Mr Parker, a millionaire businessman, had been appointed deputy mayor three months earlier with a brief to transform the GLA. His departure from politics is not unique. Archie Norman, the successful chief executive of ASDA, barely lasted two years as a Conservative MP. I am sure we can all think of people who have become councillors on the back of a great track record in the voluntary and other sectors who simply fail to shine in local politics.
Some people fail because they are too arrogant to understand the complexity of the role and some of the specific challenges of local politics. However, in my experience, it is more likely to be ignorance and lack of knowledge that stops capable people from succeeding.

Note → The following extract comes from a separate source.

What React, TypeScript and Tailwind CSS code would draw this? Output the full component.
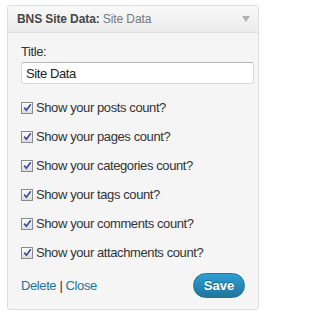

If we are serious about widening the group of people willing to serve as councillors, the political parties must face specific challenges.
The case of Tim Parker indicates that some political parties are becoming more creative in how they build political teams and more confident about casting the net more widely.

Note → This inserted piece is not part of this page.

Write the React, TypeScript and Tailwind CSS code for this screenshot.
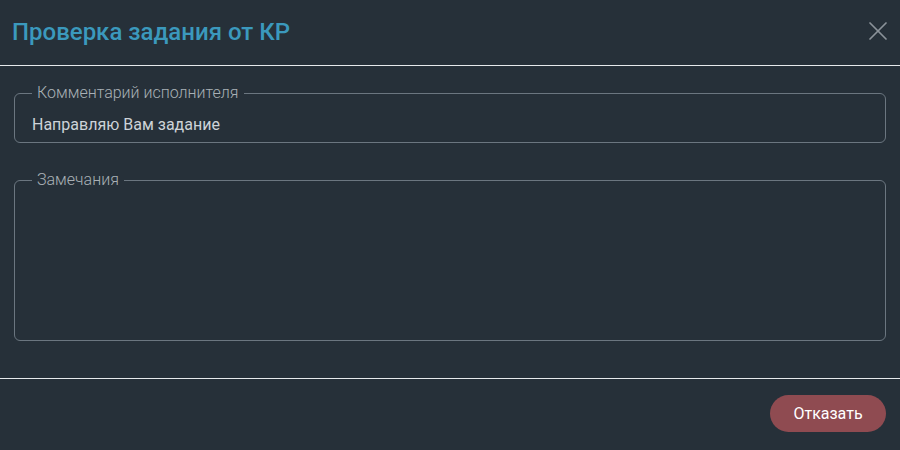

However, as any experienced recruitment agency knows, it is vital to provide support for a new role. Support can be as vital as the search in ensuring a successful placement. So why don’t we apply some of these principles to political recruitment? Let’s encourage local parties to find new talent. But, critically let’s provide this talent with the advice they need to progress through the byzantine world of party selection and also a political support programme to help them survive the transition. Just as trade unions have supported their members’ political careers, perhaps we should encourage faith, business and voluntary groups to do the same? It just might allow those with valuable community and working experience to become successful councillors.